Again I’m not saying we should get out of the boat but I don’t think it is unfair of Uncle Sam to say “yo, Hanz and Piere… Stop sunbathing and put your hands on the oars. Seventy years of rowing and my back is tired so you need to help more.”


“The EU and NATO are extraordinary forces for peace and stability,”

He is crazy if he thinks that, does he know why Britain voted to leave the EU? do you think surrounding Russia with NATO alliances, putting Missiles on their border, are going to foster peace and stability? You back Russia into a corner don’t act surprised if they come out swinging and I wouldn’t blame them.


Closing in on Russia the way they are with NATO alliances near their border, is total folly, not to mention so very wrong, and especially hypocritical considering the USA during the Cuban Missile Crisis.

I hope this has helped

God Bless

Thank you for reading


What if instead of ‘NATO’ we were talking about the ‘Warsaw Pact’? What if Canada or Mexico were considering joining the Warsaw Pact? Would you call the Warsaw Pact an extraordinary force for peace and stability? Especially if you in the USA wished to be independent, free from foreign rule/control?
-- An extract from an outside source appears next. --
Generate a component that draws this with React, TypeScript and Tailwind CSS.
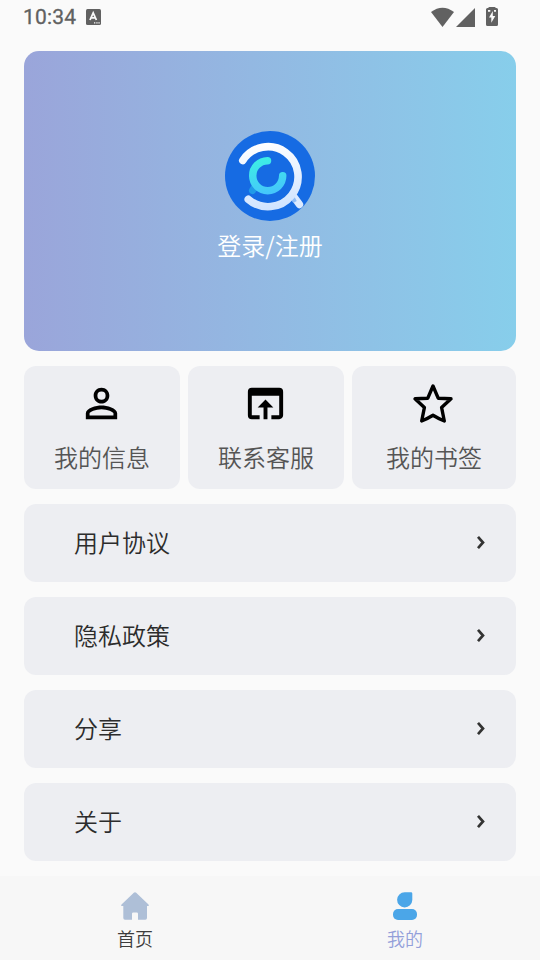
import { MdOpenInBrowser, MdPersonOutline } from "react-icons/md";

const rows = ["用户协议", "隐私政策", "分享", "关于"];

function StatusBar() {
  return (
    <div className="flex h-[51px] items-start justify-between pl-[23px] pr-[42px] text-[#616161]">
      <div className="flex h-[34px] items-center">
        <span className="w-[63px] font-['Roboto'] text-[21px] font-normal leading-[34px] tracking-[0.2px] [-webkit-text-stroke:0.3px_#616161]">
          10:34
        </span>
        <svg className="h-[16px] w-[15px]" viewBox="0 0 15 16">
          <rect width="15" height="16" rx="1.5" fill="currentColor" />
          <path d="M4 11 7.2 4 10.4 11M5.3 8.8h3.8" fill="none" stroke="#fafafa" strokeWidth="1.8" />
          <path d="M8 13.2h1.3v1.3H8zM10.3 13.2h1.3v1.3h-1.3zM12.4 13.2h1.3v1.3h-1.3z" fill="#fafafa" />
        </svg>
      </div>
      <svg className="mt-[7px] h-[20px] w-[67px]" viewBox="0 0 67 20">
        <path d="M0 5Q11.500-3.500 23 5L11.500 20Z" fill="currentColor" />
        <path d="M44 1V20H25Z" fill="currentColor" />
        <path
          d="M58.500 0h5q1 0 1.300 1h.7q1.500 0 1.500 1.500v15q0 1.500-1.500 1.500h-9q-1.500 0-1.500-1.500v-15q0-1.500 1.500-1.500h.7q.3-1 1.300-1z"
          fill="currentColor"
        />
        <path d="M61.800 4 58 10.500h2.300v5.300l4-6.800h-2.500z" fill="#fafafa" />
        <path d="M57 3h2.300v1.700H57zM63 3h2v1.700h-2z" fill="#fafafa" />
      </svg>
    </div>
  );
}

function Logo() {
  return (
    <svg className="h-[90px] w-[90px]" viewBox="0 0 90 90" fill="none" strokeLinecap="round">
      <defs>
        <linearGradient id="ring" gradientUnits="userSpaceOnUse" x1="40" y1="12" x2="50" y2="78">
          <stop offset="0" stopColor="#ffffff" />
          <stop offset="1" stopColor="#cfe3ff" />
        </linearGradient>
        <linearGradient id="core" gradientUnits="userSpaceOnUse" x1="38" y1="26" x2="46" y2="62">
          <stop offset="0" stopColor="#3df0e4" />
          <stop offset="1" stopColor="#45c6fb" />
        </linearGradient>
      </defs>
      <circle cx="45" cy="45" r="45" fill="#166be3" />
      <path d="M27.500 59.500 30.500 55" stroke="#209ae8" strokeWidth="7" />
      <path d="M69 66 74.500 73.500" stroke="#dceaff" strokeWidth="7.400" />
      <path d="M67 65.500 70 71" stroke="#8fbdf7" strokeWidth="4" strokeLinecap="butt" />
      <path d="M17.800 29.500A30 30 0 1 1 23.300 68.300" stroke="url(#ring)" strokeWidth="7.600" />
      <path d="M42.500 29.700A15 15 0 1 0 57.700 44.800" stroke="url(#core)" strokeWidth="7.500" />
    </svg>
  );
}

function StarIcon() {
  return (
    <svg className="-ml-[2px] h-[46px] w-[46px]" viewBox="0 0 46 46" fill="none">
      <path
        d="M23 5 28.200 17.200 41 17.800 31.600 26.500 34.300 40 Q29 38 23 34.300 17 38 11.700 40L14.400 26.500 5 17.800 17.800 17.200Z"
        stroke="#000"
        strokeWidth="3.400"
        strokeLinejoin="round"
      />
    </svg>
  );
}

export default function App() {
  return (
    <div className="flex h-[960px] w-[540px] flex-col overflow-hidden bg-[#fafafa] font-['Noto_Sans_CJK_SC_DemiLight','Noto_Sans_CJK_SC',sans-serif] font-[350]">
      <StatusBar />

      <main className="flex flex-1 flex-col gap-[15px] px-6">
        <section className="flex h-[300px] flex-col items-center rounded-[15px] bg-linear-to-r from-[#9aa5da] to-[#87ceeb] pt-20 text-white">
          <Logo />
          <p className="mt-[6px] text-[24px] leading-[36px]">登录/注册</p>
        </section>

        <section className="grid grid-cols-[156px_156px_164px] gap-2 text-[24px] leading-[36px] text-[#555555]">
          <div className="flex h-[123px] flex-col items-center rounded-xl bg-[#edeef2] pt-[14px]">
            <MdPersonOutline className="-ml-[2px] size-[47px] text-black" />
            <span className="mt-3">我的信息</span>
          </div>
          <div className="flex h-[123px] flex-col items-center rounded-xl bg-[#edeef2] pt-[14px]">
            <MdOpenInBrowser className="-ml-[2px] size-[47px] text-black" />
            <span className="mt-3">联系客服</span>
          </div>
          <div className="flex h-[123px] flex-col items-center rounded-xl bg-[#edeef2] pt-[15px]">
            <StarIcon />
            <span className="mt-3">我的书签</span>
          </div>
        </section>

        {rows.map((label) => (
          <div
            key={label}
            className="flex h-[78px] items-center justify-between rounded-xl bg-[#edeef2] pl-[50px] pr-[31px] text-[24px] text-[#2c2c2c]"
          >
            <span className="pb-[2px]">{label}</span>
            <svg className="h-[16px] w-[9px]" viewBox="0 0 9 16" fill="none">
              <path d="M2 1.800 7 7.500 2 13.200" stroke="#333" strokeWidth="2.700" />
            </svg>
          </div>
        ))}
      </main>

      <nav className="grid h-[84px] grid-cols-2 bg-[#f7f7f7] text-[18px] leading-[27px]">
        <div className="flex flex-col items-center pt-4 text-[#3c3c3c]">
          <svg className="h-[28px] w-[28px]" viewBox="0 0 28 28">
            <path
              d="M12.800.700q1.200-.9 2.400 0L27.500 12.500q.8 1.500-.5 1.500h-1v12q0 1.700-1.700 1.700H17v-6q0-1.200-1.200-1.200h-3.600q-1.200 0-1.200 1.200v6H4q-1.700 0-1.700-1.700V14H1q-1.300 0-.5-1.500Z"
              fill="#aebfd7"
            />
          </svg>
          <span className="mt-[5px]">首页</span>
        </div>
        <div className="flex flex-col items-center pt-4 text-[#939fda]">
          <svg className="h-[28px] w-[28px]" viewBox="0 0 28 28" fill="#4ba6e8">
            <path d="M13.700.200h6.300q1.300 0 1.300 1.300v6.500A7.600 7.600 0 1 1 13.700.200Z" />
            <rect x="2" y="17" width="24" height="10.900" rx="5" />
          </svg>
          <span className="mt-[5px]">我的</span>
        </div>
      </nav>
    </div>
  );
}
NATO is only necessary if there is a common threat where it is necessary to defend oneself. There is no common threat that justifies it’s expansion. On the contrary, closing in on Russia with NATO alliances shows that it is not an alliance in self defense anymore, but rather turning into an aggressive alliance and tyrannical rule.

I hope this has helped

God Bless

Thank you for reading


Trump will honor NATO commitment, Obama says



Obviously, many former captives of the Warsaw Pact think it’s worthwhile to belong to NATO. That’s why they asked to join.

I don’t think Trump is going to do anything to NATO other than push for other coutnries to bear their pledged costs.

As to the EU, I don’t see where the U.S. has any particular interest in preserving the EU or doing anything to undermine it, either one.